Monday, December 10, 2007
In the bleak midwinter, frosty wind made moan,
Friday, December 7, 2007
Another reminiscence from Maureen about Rome, NY. As soon as I had my own car, the McMahon and Samson sisters started a new Yuletide tradition: light lurking. We'd drive around Rome, looking at Christmas light displays. In those days, Rome's population was mostly of Irish, Italian, Polish or German descent, therefore overwhelmingly Christian and mostly Catholic. Hence, lots of lights. Being the
opinionated discerning person that I am, I came up with my own rules governing the design of the displays. Everytime we'd see a house with lights that clearly violated my rules, Sue Samson would sigh, "Oh, dear." She knew I was about to spout off, and it was especially annoying if we knew the people in the offending house. So for your edification, here are my rules for Christmas displays, and I'm warning you, I'm strict:
- Choose your color scheme and be consistent. If you're going to have white lights, then you should have all white, not white on the house and colored on the bushes. And yes, I can see your Christmas tree through the window, so don't think you can get away with white on the house and a fiber-optic tree.

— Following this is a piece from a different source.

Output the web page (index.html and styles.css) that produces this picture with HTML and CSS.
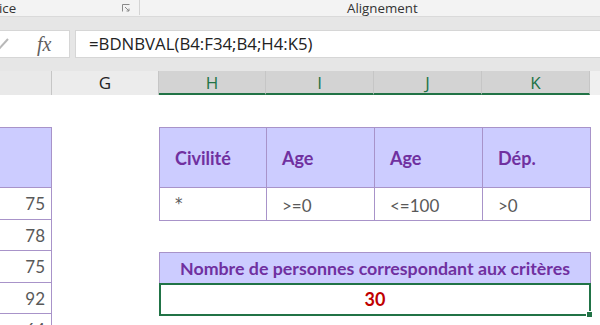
FILE: index.html
```html
<!DOCTYPE html>
<html lang="fr">
<head>
    <meta charset="UTF-8">
    <meta name="viewport" content="width=device-width, initial-scale=1.0">
    <title>BDNBVAL</title>
    <link rel="stylesheet" href="styles.css">
</head>
<body>
    <div class="ribbon">
        <div class="group groupLeft">
            <span class="groupName">ice</span>
            <svg class="launcher" width="8" height="8" viewBox="0 0 8 8">
                <path d="M0.5 7.5V0.5H7.5" fill="none" stroke="#8a8a8a" stroke-width="1"/>
                <path d="M3 3L7 7M4.5 7H7V4.5" fill="none" stroke="#8a8a8a" stroke-width="1"/>
            </svg>
        </div>
        <div class="group groupAlign">
            <span class="groupName">Alignement</span>
        </div>
    </div>

    <div class="formulaRow">
        <div class="nameBox">
            <svg class="check" width="10" height="14" viewBox="0 0 10 14">
                <path d="M-2 13L8 2" fill="none" stroke="#b8b8b8" stroke-width="2"/>
            </svg>
            <span class="fx">fx</span>
        </div>
        <div class="formula">=BDNBVAL(B4:F34;B4;H4:K5)</div>
    </div>

    <div class="colHeaders">
        <div class="colHead colF"></div>
        <div class="colHead colG">G</div>
        <div class="colHead sel wide107">H</div>
        <div class="colHead sel wide108">I</div>
        <div class="colHead sel wide108">J</div>
        <div class="colHead sel wide108">K</div>
        <div class="colHead colRest"></div>
    </div>

    <div class="sheet">
        <div class="leftTable">
            <div class="cell headCell"></div>
            <div class="cell num">75</div>
            <div class="cell num">78</div>
            <div class="cell num">75</div>
            <div class="cell num">92</div>
            <div class="cell num">64</div>
        </div>

        <div class="colSpacer"></div>

        <div class="rightBlock">
            <table class="criteria">
                <colgroup>
                    <col class="c107">
                    <col class="c108">
                    <col class="c108">
                    <col class="c108">
                </colgroup>
                <tr class="critHead">
                    <th>Civilité</th>
                    <th>Age</th>
                    <th>Age</th>
                    <th>Dép.</th>
                </tr>
                <tr class="critRow">
                    <td class="star">*</td>
                    <td>&gt;=0</td>
                    <td>&lt;=100</td>
                    <td>&gt;0</td>
                </tr>
            </table>

            <div class="resultHead">Nombre de personnes correspondant aux critères</div>
            <div class="resultBox">
                30
                <span class="handle"></span>
            </div>
        </div>
    </div>
</body>
</html>
```

FILE: styles.css
```css
body{
    margin: 0;
    width: 600px; height: 325px;
    overflow: hidden;
    background-color: #ffffff;
    font-family: "Open Sans", "Noto Sans", sans-serif;
}

/* ribbon strip */
.ribbon{
    display: flex;
    height: 17px;
    background-color: #f3f3f3;
    border-bottom: 1px solid #dadada;
    box-sizing: border-box;
}
.group{
    display: flex; align-items: center;
    height: 15px;
    font-size: 13.3px; color: #333;
}
.groupLeft{
    width: 140px;
    border-right: 1px solid #d4d4d4;
    box-sizing: border-box;
    justify-content: space-between;
    padding-right: 9px;
}
.groupLeft .groupName{ margin-left: -1px; }
.launcher{ margin-top: 1px; }
.groupAlign{
    flex: 1;
    padding-left: 207px;
}

/* formula bar */
.formulaRow{
    display: flex;
    gap: 5px;
    height: 41px;
    padding-top: 13px;
    box-sizing: border-box;
    background-color: #e6e6e6;
}
.nameBox, .formula{
    background-color: #fff;
    border-top: 1px solid #d6d6d6;
    border-bottom: 1px solid #d6d6d6;
    height: 28px;
    box-sizing: border-box;
}
.nameBox{
    width: 70px;
    display: flex; align-items: center;
    border-right: 1px solid #d6d6d6;
}
.fx{
    margin-left: 27px;
    font-family: "Liberation Serif", serif;
    font-style: italic;
    font-size: 20px;
    color: #606060;
}
.formula{
    flex: 1;
    border-left: 1px solid #d6d6d6;
    padding-left: 13px;
    font-size: 16.8px;
    line-height: 26px;
    color: #222;
}

/* column letters */
.colHeaders{
    display: flex;
    height: 37px;
    padding-top: 13px;
    box-sizing: border-box;
    background-color: #e6e6e6;
}
.colHead{
    height: 24px;
    box-sizing: border-box;
    border-right: 1px solid #c6c6c6;
    background-color: #e6e6e6;
    text-align: center;
    font-size: 17px; line-height: 24px;
    color: #222;
}
.colF{ width: 52px; background-color: #e9e9e9; }
.colG{ width: 107px; background-color: #ececec; }
.sel{
    background-color: #d3d3d3;
    color: #217346;
    border-bottom: 2px solid #217346;
    line-height: 23px;
}
.wide107{ width: 107px; }
.wide108{ width: 108px; }
.colRest{ flex: 1; border-right: none; background-color: #f0f0f0; }

/* sheet */
.sheet{
    display: flex;
    padding-top: 32px;
}
.leftTable{
    width: 52px;
    display: flex; flex-direction: column;
}
.cell{
    border-right: 1px solid #a893c9;
    border-bottom: 1px solid #a893c9;
    box-sizing: border-box;
    height: 31.5px;
}
.headCell{
    height: 61px;
    border-top: 1px solid #a893c9;
    background-color: #ccccff;
}
.num{
    text-align: right;
    padding-right: 6px;
    font-size: 17px;
    line-height: 31px;
    color: #595959;
    font-family: "Lato", "Open Sans", sans-serif;
}
.colSpacer{ width: 107px; }

.rightBlock{
    width: 432px;
    display: flex; flex-direction: column;
}
.criteria{
    border-collapse: collapse;
    table-layout: fixed;
    width: 432px;
    font-family: "Lato", "Open Sans", sans-serif;
}
.c107{ width: 107px; }
.c108{ width: 108px; }
.criteria th, .criteria td{
    border: 1px solid #a893c9;
    text-align: left;
    padding: 0 0 0 15px;
}
.critHead th{
    height: 59px;
    background-color: #ccccff;
    color: #7030a0;
    font-size: 18px;
    font-weight: bold;
}
.critRow td{
    height: 30px;
    color: #595959;
    font-size: 17px;
    padding-top: 2px;
}
.critRow .star{
    font-family: "DejaVu Sans", sans-serif;
    font-size: 15px;
    padding-top: 0;
}

.resultHead{
    margin-top: 31px;
    height: 31px;
    box-sizing: border-box;
    background-color: #ccccff;
    border: 1px solid #a893c9;
    border-bottom: none;
    text-align: center;
    color: #7030a0;
    font-family: "Lato", "Open Sans", sans-serif;
    font-weight: bold;
    font-size: 17.8px;
    line-height: 30px;
}
.resultBox{
    position: relative;
    height: 33px;
    box-sizing: border-box;
    border: 2px solid #217346;
    text-align: center;
    color: #c00000;
    font-family: "Lato", "Open Sans", sans-serif;
    font-weight: bold;
    font-size: 18px;
    line-height: 29px;
}
.handle{
    position: absolute;
    right: -4px; bottom: -4px;
    width: 5px; height: 5px;
    background-color: #217346;
    border: 1px solid #fff;
}
```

- Your lights should be of a consistent type. I remember when the mini lights were first coming in and people would mix them with the 1950's type big, fat lights. People, were you color blind? The colors were not complementary at all. For example, the old lights had red and blue; the new ones hot pink and teal. And the size difference was jarring. 2007 addendum: you cannot mix white mini lights with white LED lights. The white minis are a warm hue, the LED's a sci-fi blue.
- Discovery made by a certain friend in Irondequoit, NY circa 1978: all red lights make your house look like a bordello. Don't do this. Even if your house is a bordello, do make an effort to be subtle about it.

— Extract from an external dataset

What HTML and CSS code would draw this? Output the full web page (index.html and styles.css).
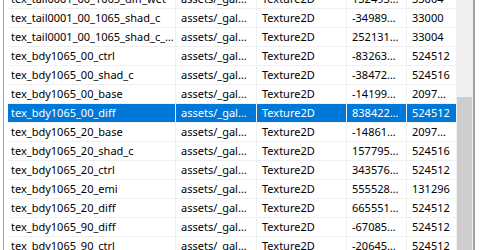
FILE: index.html
```html
<!DOCTYPE html>
<html>
<head>
  <title>Assets</title>
  <link rel="stylesheet" href="styles.css">
</head>
<body>

  <div class="frame">
    <div class="view">
      <div class="rows">
        <div class="row"><div>tex_tail0001_00_1065_diff_wet</div><div>assets/_gal…</div><div>Texture2D</div><div>132493…</div><div>33004</div></div>
        <div class="row"><div>tex_tail0001_00_1065_shad_c</div><div>assets/_gal…</div><div>Texture2D</div><div>-34989…</div><div>33000</div></div>
        <div class="row"><div>tex_tail0001_00_1065_shad_c_…</div><div>assets/_gal…</div><div>Texture2D</div><div>252131…</div><div>33004</div></div>
        <div class="row"><div>tex_bdy1065_00_ctrl</div><div>assets/_gal…</div><div>Texture2D</div><div>-83263…</div><div>524512</div></div>
        <div class="row"><div>tex_bdy1065_00_shad_c</div><div>assets/_gal…</div><div>Texture2D</div><div>-38472…</div><div>524516</div></div>
        <div class="row"><div>tex_bdy1065_00_base</div><div>assets/_gal…</div><div>Texture2D</div><div>-14199…</div><div>2097…</div></div>
        <div class="row selected"><div>tex_bdy1065_00_diff</div><div>assets/_gal…</div><div>Texture2D</div><div>838422…</div><div>524512</div></div>
        <div class="row"><div>tex_bdy1065_20_base</div><div>assets/_gal…</div><div>Texture2D</div><div>-14861…</div><div>2097…</div></div>
        <div class="row"><div>tex_bdy1065_20_shad_c</div><div>assets/_gal…</div><div>Texture2D</div><div>157795…</div><div>524516</div></div>
        <div class="row"><div>tex_bdy1065_20_ctrl</div><div>assets/_gal…</div><div>Texture2D</div><div>343576…</div><div>524512</div></div>
        <div class="row"><div>tex_bdy1065_20_emi</div><div>assets/_gal…</div><div>Texture2D</div><div>555528…</div><div>131296</div></div>
        <div class="row"><div>tex_bdy1065_20_diff</div><div>assets/_gal…</div><div>Texture2D</div><div>665551…</div><div>524512</div></div>
        <div class="row"><div>tex_bdy1065_90_diff</div><div>assets/_gal…</div><div>Texture2D</div><div>-67085…</div><div>524512</div></div>
        <div class="row"><div>tex_bdy1065_90_ctrl</div><div>assets/_gal…</div><div>Texture2D</div><div>-20645…</div><div>524512</div></div>
      </div>
    </div>
    <div class="scrollbar">
      <div class="thumb"></div>
    </div>
  </div>

</body>
</html>
```

FILE: styles.css
```css
body {
  margin: 0;
  background: white;
  font-family: "Noto Sans", sans-serif;
  font-size: 11px;
  color: black;
  overflow: hidden;
}

.frame {
  display: flex;
  height: 250px;
  margin-left: 3px;
  width: 472px;
  box-sizing: border-box;
  border-left: 1px solid #a0a0a0;
  border-right: 2px solid #a0a0a0;
}

.view {
  flex: 1;
  overflow: hidden;
  padding-left: 4px;
}

/* list is scrolled a bit, first row only half shown */
.rows {
  margin-top: -10px;
}

.row {
  display: grid;
  grid-template-columns: 168px 81px 90px 60px 49px;
  height: 19px;
  box-sizing: border-box;
  border-bottom: 1px solid #f0f0f0;
}

.row div {
  line-height: 18px;
  padding-left: 5px;
  white-space: nowrap;
  overflow: hidden;
  border-right: 1px solid #f0f0f0;
}

.row div:first-child {
  padding-left: 3px;
}

.row div:last-child {
  border-right: none;
}

.row.selected {
  background: #0078d7;
  color: white;
}

.scrollbar {
  width: 17px;
  background: #f0f0f0;
  display: flex;
  flex-direction: column;
  padding: 97px 1px 0 1px;
  box-sizing: border-box;
}

.thumb {
  flex: 1;
  background: #cdcdcd;
}
```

- Re-read the Gospels of Sts. Luke and Matthew before planning your life-size Nativity scene on the front lawn. With my 12 years of Catholic education, I can assure you, Frosty the Snowman and Rudolph were not in attendance at the manger.
- Another consistency issue: if your lights are going to blink, travel, or otherwise behave as though they are on the Vegas strip, please make sure you don't have some blinking at different rates, some traveling east-west, some traveling north-south. Trust me, you're better off just leaving them on steady. (I remember the one Christmas my dad decided to make the porch lights blink and Aunt Frances told him it looked like Joe's Bar and Grill. And the battle was on!)

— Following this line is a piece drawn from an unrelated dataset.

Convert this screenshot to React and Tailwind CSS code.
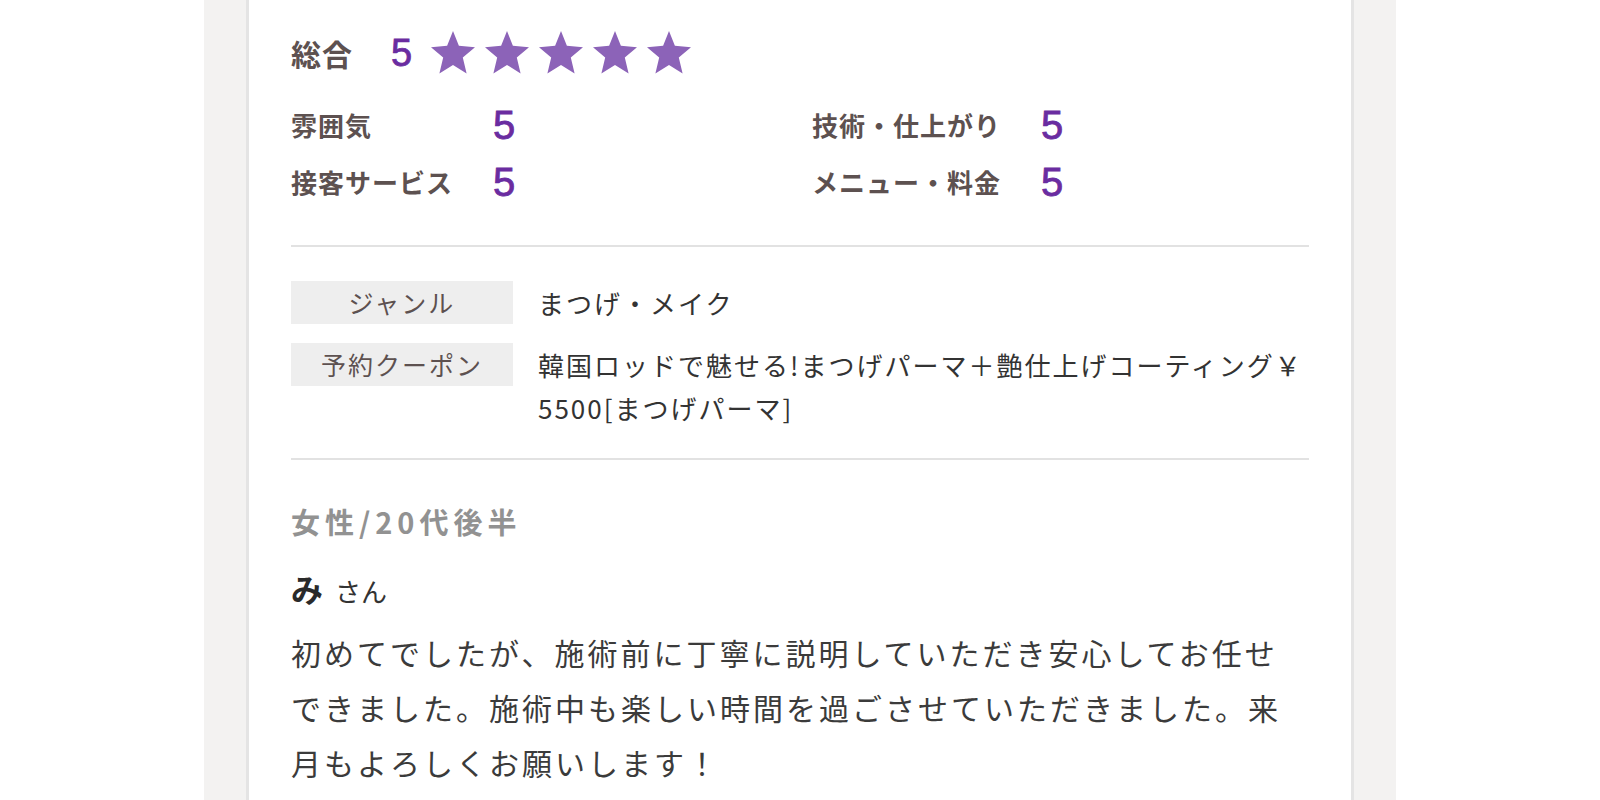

- If you're going to violate the rules, then don't just add one strand of LED's to your all white display. Go all the way! Need inspiration? Rent National Lampoon's Christmas Vacation or go to http://www.holidayinflatables.info/ . If in the Boston area, take a drive around Somerville, Medford, and Malden after dark. My sister Sheila and I used to do that for our Massachusetts light lurking and, to our delight, once found a house completely decorated with magenta lights. It was oddly dim and depressing.
- Your display should be over no later than January 6th, Feast of the Epiphany (the 12th Day of Christmas). If you have excessive snow and ice buildup, I will allow you to leave the ladder in the garage and the lights on the house for the sake of safety, but they must be turned off. Don't try pretending they're still lit for Valentine's Day.
- Any display is better than none, even if Rules 1-6 are violated. There's no excuse for ignoring Rule 7.
Two final notes: No, Leslie and I do not have lights up yet. That will happen on Sunday. And I welcome new rules from any commenters who would like to contribute.
Happy Larry Bird's birthday, Celtics fans!